Read Something's Rising: Appalachians Fighting Mountaintop Removal Online
Authors: Silas House and Jason Howard
As a folk celebrity in her own right, she has certainly earned that chance. Her honest speeches, coupled with her compelling biography, have garnered mountaintop removal national attention in the pages of
People, Vanity Fair, O
, and
National Geographic
. In
2003, she was awarded the prestigious Goldman Environmental Prize.
Bonds is using the attention to educate people about coal. In Harlem, she tells a delegation to the United Nations that she is outraged: “Most Americans think their electricity comes from an electricity fairy. That's what they think. You ask them where it comes from: ‘Well, from the light switch.' Excuse me, but I know where it comes from because my blood, sweat, and tears pays for it. Every time you flip on that light switch you're blowing up my mountains and you're poisoning my babies. When you come to Appalachia, you're no longer in the United States of America—no, sir. You're in the United States of Appalachia, and King Coal rules with an iron fist!”
Bonds is determined to loosen the coal industry's grip in the mountains. To her, it's just as much about the culture that mountaintop removal is destroying as it is the mountains.
“They filmed parts of
Matewan
right up the road here,” she points out the storefront window. “James Earl Jones was interviewed, and I think he put it best. He said, ‘Mountain people are a different type of people, and their landscape makes them different types of people. They're not used to going anywhere the straight way. They have to be determined.'”
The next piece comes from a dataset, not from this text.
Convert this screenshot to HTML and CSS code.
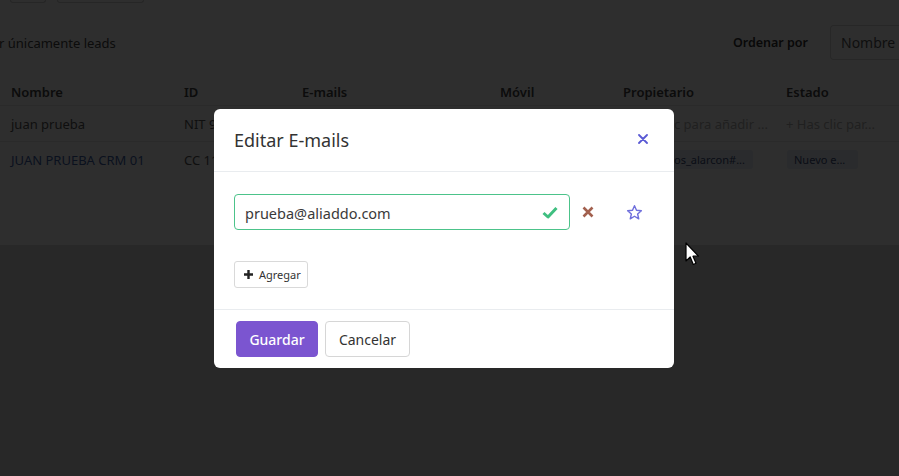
FILE: index.html
```html
<!DOCTYPE html>
<html lang="es">
<head>
<meta charset="utf-8">
<title>Editar E-mails</title>
<link rel="stylesheet" href="styles.css">
</head>
<body>
<div class="page">
  <div class="toolbar">
    <span class="tool-btn tool-a"></span>
    <span class="tool-btn tool-b"></span>
  </div>
  <div class="filters">
    <label class="only-leads">r únicamente leads</label>
    <div class="sort">
      <span class="sort-label">Ordenar por</span>
      <span class="sort-select">Nombre</span>
    </div>
  </div>
  <table class="grid">
    <thead>
      <tr>
        <th class="c1">Nombre</th>
        <th class="c2">ID</th>
        <th class="c3">E-mails</th>
        <th class="c4">Móvil</th>
        <th class="c5">Propietario</th>
        <th class="c6">Estado</th>
      </tr>
    </thead>
    <tbody>
      <tr>
        <td>juan prueba</td>
        <td>NIT 9</td>
        <td></td>
        <td></td>
        <td class="placeholder owner-ph">c para añadir ...</td>
        <td class="placeholder">+ Has clic par...</td>
      </tr>
      <tr>
        <td class="link">JUAN PRUEBA CRM 01</td>
        <td>CC 11</td>
        <td></td>
        <td></td>
        <td class="owner-cell"><span class="pill pill-owner">os_alarcon#...</span></td>
        <td><span class="pill pill-state">Nuevo e...</span></td>
      </tr>
    </tbody>
  </table>
</div>

<div class="overlay"></div>

<div class="modal">
  <div class="modal-header">
    <h2 class="modal-title">Editar E-mails</h2>
    <span class="close">
      <svg width="10" height="10" viewBox="0 0 10 10"><path d="M1 1 L9 9 M9 1 L1 9" stroke="#5959d4" stroke-width="1.8" stroke-linecap="round"/></svg>
    </span>
  </div>
  <div class="modal-body">
    <div class="email-row">
      <div class="email-input">
        <span class="email-text">prueba@aliaddo.com</span>
        <svg class="check" width="16" height="13" viewBox="0 0 16 13"><path d="M1.5 7 L6 11 L14.5 2" fill="none" stroke="#3fbf80" stroke-width="3" stroke-linejoin="round"/></svg>
      </div>
      <span class="remove">
        <svg width="12" height="12" viewBox="0 0 12 12"><path d="M1.5 1.5 L10.5 10.5 M10.5 1.5 L1.5 10.5" stroke="#a2604e" stroke-width="2.6"/></svg>
      </span>
      <span class="star">
        <svg width="17" height="17" viewBox="0 0 24 24"><path d="M12 2.5 L14.8 8.9 L21.7 9.5 L16.4 14.1 L18 20.9 L12 17.3 L6 20.9 L7.6 14.1 L2.3 9.5 L9.2 8.9 Z" fill="none" stroke="#6f6fdc" stroke-width="2" stroke-linejoin="round"/></svg>
      </span>
    </div>
    <button class="add-btn">
      <svg width="9" height="9" viewBox="0 0 9 9"><path d="M4.5 0 V9 M0 4.5 H9" stroke="#222" stroke-width="2.4"/></svg>
      <span>Agregar</span>
    </button>
  </div>
  <div class="modal-footer">
    <button class="btn btn-primary">Guardar</button>
    <button class="btn btn-default">Cancelar</button>
  </div>
</div>

<svg class="cursor" width="16" height="26" viewBox="0 0 16 26">
  <path d="M1 1 V19 L5.2 15 L8.3 22.5 L11 21.3 L8 14.2 L13.5 14.2 Z" fill="#fff" stroke="#000" stroke-width="1.2" stroke-linejoin="round"/>
</svg>
</body>
</html>
```

FILE: styles.css
```css
html, body {
  margin: 0;
  padding: 0;
  height: 100%;
  overflow: hidden;
}
body {
  background: #dcdcdc;
  font-family: "Noto Sans", "Open Sans", sans-serif;
  color: #333;
}
.page {
  background: #fff;
  height: 245px;
  overflow: hidden;
}
.toolbar {
  display: flex;
  height: 3px;
  padding-left: 10px;
  gap: 11px;
}
.tool-btn {
  display: block;
  height: 2px;
  border: 1px solid #cfcfcf;
  border-top: none;
  border-radius: 0 0 4px 4px;
}
.tool-a { width: 34px; }
.tool-b { width: 85px; }
.filters {
  display: flex;
  align-items: center;
  justify-content: space-between;
  margin-top: 22px;
  height: 35px;
}
.only-leads {
  font-size: 13px;
  color: #444;
  margin-left: -1px;
}
.sort {
  display: flex;
  align-items: center;
}
.sort-label {
  font-size: 12.5px;
  font-weight: 600;
  color: #333;
  margin-right: 22px;
}
.sort-select {
  box-sizing: border-box;
  width: 69px;
  height: 35px;
  border: 1px solid #d6d6d6;
  border-right: none;
  border-radius: 4px 0 0 4px;
  padding-left: 10px;
  font-size: 14px;
  line-height: 33px;
  color: #555;
  white-space: nowrap;
  overflow: hidden;
}
.grid {
  margin-top: 18px;
  border-collapse: collapse;
  table-layout: fixed;
  width: 960px;
  font-size: 13px;
}
.grid th, .grid td {
  text-align: left;
  padding: 0 0 0 11px;
  white-space: nowrap;
  overflow: hidden;
}
.grid th {
  height: 27px;
  font-weight: 600;
  color: #444;
  border-bottom: 1px solid #e6e6e6;
  vertical-align: middle;
}
.grid td {
  height: 35px;
  color: #555;
  border-bottom: 1px solid #e6e6e6;
}
.grid tbody tr:last-child td { border-bottom: none; }
.c1 { width: 162px; }
.c2 { width: 107px; }
.c3 { width: 187px; }
.c4 { width: 112px; }
.c5 { width: 152px; }
.grid td.placeholder { color: #b0b0b0; }
.grid td.owner-ph { padding-left: 62px; }
.grid td.link { color: #3d5fa8; }
.grid td.owner-cell { padding-left: 60px; }
.pill {
  display: inline-block;
  font-size: 11px;
  line-height: 13px;
  padding: 3px 8px;
  border-radius: 3px;
  background: #e6ecf6;
  color: #3d4f7a;
}
.pill-owner { padding-left: 2px; }
.pill-state { margin-left: 1px; padding: 3px 13px 3px 7px; }

.overlay {
  position: fixed;
  inset: 0;
  background: rgba(0, 0, 0, 0.82);
}

.modal {
  position: fixed;
  left: 214px;
  top: 109px;
  width: 460px;
  background: #fff;
  border-radius: 6px;
}
.modal-header {
  height: 63px;
  box-sizing: border-box;
  border-bottom: 1px solid #e9ecef;
  display: flex;
  align-items: center;
  justify-content: space-between;
  padding: 0 26px 0 20px;
}
.modal-title {
  margin: 0;
  font-size: 18px;
  font-weight: 400;
  color: #333;
}
.close {
  display: flex;
  margin-top: -3px;
}
.modal-body {
  padding: 22px 20px 21px 20px;
}
.email-row {
  display: flex;
  align-items: center;
}
.email-input {
  box-sizing: border-box;
  width: 336px;
  height: 36px;
  border: 1px solid #4cc38a;
  border-radius: 4px;
  display: flex;
  align-items: center;
  justify-content: space-between;
  padding: 0 11px 0 10px;
}
.email-text {
  font-size: 14.5px;
  color: #3a3a3a;
  margin-top: 1px;
}
.check { margin-top: 1px; }
.remove {
  display: flex;
  margin-left: 12px;
}
.star {
  display: flex;
  margin-left: 32px;
}
.add-btn {
  margin-top: 31px;
  box-sizing: border-box;
  width: 74px;
  height: 27px;
  border: 1px solid #d9d9d9;
  border-radius: 3px;
  background: #fff;
  display: flex;
  align-items: center;
  gap: 6px;
  padding: 0 0 0 9px;
  font-family: "Noto Sans", sans-serif;
  font-size: 11px;
  color: #333;
}
.modal-footer {
  border-top: 1px solid #e9ecef;
  padding: 11px 22px 11px 22px;
  display: flex;
  gap: 7px;
}
.btn {
  box-sizing: border-box;
  height: 36px;
  border-radius: 4px;
  font-family: "Noto Sans", sans-serif;
  font-size: 14px;
}
.btn-primary {
  width: 82px;
  background: #7b55d0;
  border: 1px solid #7b55d0;
  color: #fff;
  font-weight: 500;
}
.btn-default {
  width: 85px;
  background: #fff;
  border: 1px solid #d6d6d6;
  color: #333;
}
.cursor {
  position: fixed;
  left: 685px;
  top: 242px;
}
```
To that Bonds adds, “We have to keep working, keep fighting.”
That has become Bonds's mantra: keep fighting. It's something she whispers to herself in quiet moments, a guidepost she uses to shout down her doubts. Looking out at Whitesville, surveying its despair, she has no intention of turning back now: “I'll be there every step of the way.”
Judy Bonds talking…
My daddy was a coal miner; my granddaddy was, too. My daddy worked the evening shift and he'd come home all black, all around his eyes. I remember at that time, the house in Birch Holler—that's
where I's born—we had one of them old oval wash tubs. We'd pump the water out and we'd heat up the water. We had a fireplace grate, and Mommy would put the washtub right there and hang a bedspread up between the living room and the kitchen. We'd take a bath and then my daddy would bath in that water last because he turned the water black. I didn't get to see much of Daddy except for on the weekends because he worked so much. He was the hardest-working man I ever knowed in my life. Him and my granddaddy would plow the field up above the house there with a mule. My very first memory—my very first—is of that rich black earth where they'd plow in that field. I'll never forget that in my life. Those was the happiest days of my life, living up there in Birch Holler, away from everybody else. But lo and behold, one of them carpetbagging land companies owned that land, so when I was seven years old they made us move. We moved on down the same holler. I remember all the coal dust. That was the first time I ever seen running water.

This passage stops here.